WHAT IS BEING ASKED ▸
Transcribe the whole listing below without changing a word, but leave out every image.
____ DATA SECTION
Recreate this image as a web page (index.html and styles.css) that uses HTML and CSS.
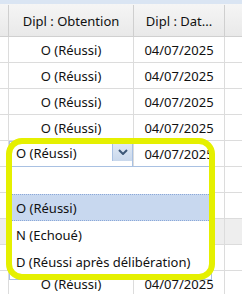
FILE: index.html
```html
<!DOCTYPE html>
<html lang="fr">
<head>
    <meta charset="UTF-8">
    <title>Diplômes</title>
    <link rel="stylesheet" href="styles.css">
</head>
<body>
    <div class="grid">
        <div class="topbar"></div>
        <div class="row header">
            <div class="cell c1"></div>
            <div class="cell c2">Dipl : Obtention</div>
            <div class="cell c3">Dipl : Dat...</div>
            <div class="cell c4"></div>
        </div>
        <div class="row">
            <div class="cell c1"></div><div class="cell c2">O (Réussi)</div><div class="cell c3">04/07/2025</div><div class="cell c4"></div>
        </div>
        <div class="row">
            <div class="cell c1"></div><div class="cell c2">O (Réussi)</div><div class="cell c3">04/07/2025</div><div class="cell c4"></div>
        </div>
        <div class="row">
            <div class="cell c1"></div><div class="cell c2">O (Réussi)</div><div class="cell c3">04/07/2025</div><div class="cell c4"></div>
        </div>
        <div class="row">
            <div class="cell c1"></div><div class="cell c2">O (Réussi)</div><div class="cell c3">04/07/2025</div><div class="cell c4"></div>
        </div>
        <div class="row editing">
            <div class="cell c1"></div>
            <div class="cell c2">
                <div class="combo">
                    <span class="combo-text">O (Réussi)</span>
                    <span class="combo-btn">
                        <svg width="10" height="6" viewBox="0 0 10 6"><path d="M1 1 L5 5 L9 1" fill="none" stroke="#3d5878" stroke-width="2"/></svg>
                    </span>
                </div>
            </div>
            <div class="cell c3">04/07/2025</div><div class="cell c4"></div>
        </div>
        <div class="row">
            <div class="cell c1"></div><div class="cell c2"></div><div class="cell c3"></div><div class="cell c4"></div>
        </div>
        <div class="row">
            <div class="cell c1"></div><div class="cell c2"></div><div class="cell c3"></div><div class="cell c4"></div>
        </div>
        <div class="row shaded">
            <div class="cell c1"></div><div class="cell c2"></div><div class="cell c3"></div><div class="cell c4"></div>
        </div>
        <div class="row">
            <div class="cell c1"></div><div class="cell c2"></div><div class="cell c3"></div><div class="cell c4"></div>
        </div>
        <div class="row">
            <div class="cell c1"></div><div class="cell c2">O (Réussi)</div><div class="cell c3">04/07/2025</div><div class="cell c4"></div>
        </div>
    </div>

    <div class="dropdown">
        <div class="item"></div>
        <div class="item selected">O (Réussi)</div>
        <div class="item">N (Echoué)</div>
        <div class="item">D (Réussi après délibération)</div>
    </div>

    <div class="highlight"></div>
</body>
</html>
```

FILE: styles.css
```css
body {
    margin: 0;
    font-family: "Noto Sans", sans-serif;
    font-size: 13px;
    color: #111;
    background: #fff;
    overflow: hidden;
}
.grid {
    width: 242px;
}
.topbar {
    height: 4px;
    background-color: #dae5f3;
}
.row {
    display: flex;
    height: 26px;
    box-sizing: border-box;
    border-bottom: 1px solid #dcdcdc;
}
.row.shaded {
    background-color: #eeeeee;
}
.header {
    height: 33px;
    padding-top: 1px;
    background: linear-gradient(#f5f5f5, #e9e9e9);
    border-bottom: 1px solid #d0d0d0;
}
.cell {
    display: flex;
    align-items: center;
    justify-content: center;
    border-right: 1px solid #dcdcdc;
    white-space: nowrap;
    overflow: hidden;
}
.header .cell {
    border-right-color: #cfcfcf;
}
.c1 {
    width: 8px;
}
.c2 {
    width: 124px;
}
.c3 {
    width: 90px;
}
.c4 {
    flex: 1;
    border-right: none;
}
.editing .c2 {
    align-items: stretch;
}
.combo {
    flex: 1;
    display: flex;
    align-items: flex-start;
    border: 1px solid #a9c1e2;
    border-bottom: none;
    background: #fff;
}
.combo-text {
    flex: 1;
    padding-left: 6px;
    line-height: 22px;
}
.combo-btn {
    width: 19px;
    height: 19px;
    display: flex;
    align-items: center;
    justify-content: center;
    background: linear-gradient(#e3ebf6, #c9d8ec);
    border-left: 1px solid #a9c1e2;
}
.dropdown {
    position: absolute;
    left: 9px;
    top: 166px;
    width: 201px;
    height: 112px;
    background: #fff;
    border: 1px solid #a9c1e2;
}
.item {
    height: 27px;
    line-height: 26px;
    padding-left: 5px;
    box-sizing: border-box;
    border: 1px dotted transparent;
}
.item.selected {
    background-color: #c8d8ef;
    border-color: #8ba8d8;
}
.highlight {
    position: absolute;
    left: 6px;
    top: 138px;
    width: 197px;
    height: 130px;
    border: 6px solid #e5f000;
    border-radius: 16px;
}
```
________
ANSWER TO THIS EXERCISE ▸
Recreate this image as a web page (index.html and styles.css) that uses HTML and CSS.
FILE: index.html
```html
<!DOCTYPE html>
<html lang="fr">
<head>
    <meta charset="UTF-8">
    <title>Diplômes</title>
    <link rel="stylesheet" href="styles.css">
</head>
<body>
    <div class="grid">
        <div class="topbar"></div>
        <div class="row header">
            <div class="cell c1"></div>
            <div class="cell c2">Dipl : Obtention</div>
            <div class="cell c3">Dipl : Dat...</div>
            <div class="cell c4"></div>
        </div>
        <div class="row">
            <div class="cell c1"></div><div class="cell c2">O (Réussi)</div><div class="cell c3">04/07/2025</div><div class="cell c4"></div>
        </div>
        <div class="row">
            <div class="cell c1"></div><div class="cell c2">O (Réussi)</div><div class="cell c3">04/07/2025</div><div class="cell c4"></div>
        </div>
        <div class="row">
            <div class="cell c1"></div><div class="cell c2">O (Réussi)</div><div class="cell c3">04/07/2025</div><div class="cell c4"></div>
        </div>
        <div class="row">
            <div class="cell c1"></div><div class="cell c2">O (Réussi)</div><div class="cell c3">04/07/2025</div><div class="cell c4"></div>
        </div>
        <div class="row editing">
            <div class="cell c1"></div>
            <div class="cell c2">
                <div class="combo">
                    <span class="combo-text">O (Réussi)</span>
                    <span class="combo-btn">
                        <svg width="10" height="6" viewBox="0 0 10 6"><path d="M1 1 L5 5 L9 1" fill="none" stroke="#3d5878" stroke-width="2"/></svg>
                    </span>
                </div>
            </div>
            <div class="cell c3">04/07/2025</div><div class="cell c4"></div>
        </div>
        <div class="row">
            <div class="cell c1"></div><div class="cell c2"></div><div class="cell c3"></div><div class="cell c4"></div>
        </div>
        <div class="row">
            <div class="cell c1"></div><div class="cell c2"></div><div class="cell c3"></div><div class="cell c4"></div>
        </div>
        <div class="row shaded">
            <div class="cell c1"></div><div class="cell c2"></div><div class="cell c3"></div><div class="cell c4"></div>
        </div>
        <div class="row">
            <div class="cell c1"></div><div class="cell c2"></div><div class="cell c3"></div><div class="cell c4"></div>
        </div>
        <div class="row">
            <div class="cell c1"></div><div class="cell c2">O (Réussi)</div><div class="cell c3">04/07/2025</div><div class="cell c4"></div>
        </div>
    </div>

    <div class="dropdown">
        <div class="item"></div>
        <div class="item selected">O (Réussi)</div>
        <div class="item">N (Echoué)</div>
        <div class="item">D (Réussi après délibération)</div>
    </div>

    <div class="highlight"></div>
</body>
</html>
```

FILE: styles.css
```css
body {
    margin: 0;
    font-family: "Noto Sans", sans-serif;
    font-size: 13px;
    color: #111;
    background: #fff;
    overflow: hidden;
}
.grid {
    width: 242px;
}
.topbar {
    height: 4px;
    background-color: #dae5f3;
}
.row {
    display: flex;
    height: 26px;
    box-sizing: border-box;
    border-bottom: 1px solid #dcdcdc;
}
.row.shaded {
    background-color: #eeeeee;
}
.header {
    height: 33px;
    padding-top: 1px;
    background: linear-gradient(#f5f5f5, #e9e9e9);
    border-bottom: 1px solid #d0d0d0;
}
.cell {
    display: flex;
    align-items: center;
    justify-content: center;
    border-right: 1px solid #dcdcdc;
    white-space: nowrap;
    overflow: hidden;
}
.header .cell {
    border-right-color: #cfcfcf;
}
.c1 {
    width: 8px;
}
.c2 {
    width: 124px;
}
.c3 {
    width: 90px;
}
.c4 {
    flex: 1;
    border-right: none;
}
.editing .c2 {
    align-items: stretch;
}
.combo {
    flex: 1;
    display: flex;
    align-items: flex-start;
    border: 1px solid #a9c1e2;
    border-bottom: none;
    background: #fff;
}
.combo-text {
    flex: 1;
    padding-left: 6px;
    line-height: 22px;
}
.combo-btn {
    width: 19px;
    height: 19px;
    display: flex;
    align-items: center;
    justify-content: center;
    background: linear-gradient(#e3ebf6, #c9d8ec);
    border-left: 1px solid #a9c1e2;
}
.dropdown {
    position: absolute;
    left: 9px;
    top: 166px;
    width: 201px;
    height: 112px;
    background: #fff;
    border: 1px solid #a9c1e2;
}
.item {
    height: 27px;
    line-height: 26px;
    padding-left: 5px;
    box-sizing: border-box;
    border: 1px dotted transparent;
}
.item.selected {
    background-color: #c8d8ef;
    border-color: #8ba8d8;
}
.highlight {
    position: absolute;
    left: 6px;
    top: 138px;
    width: 197px;
    height: 130px;
    border: 6px solid #e5f000;
    border-radius: 16px;
}
```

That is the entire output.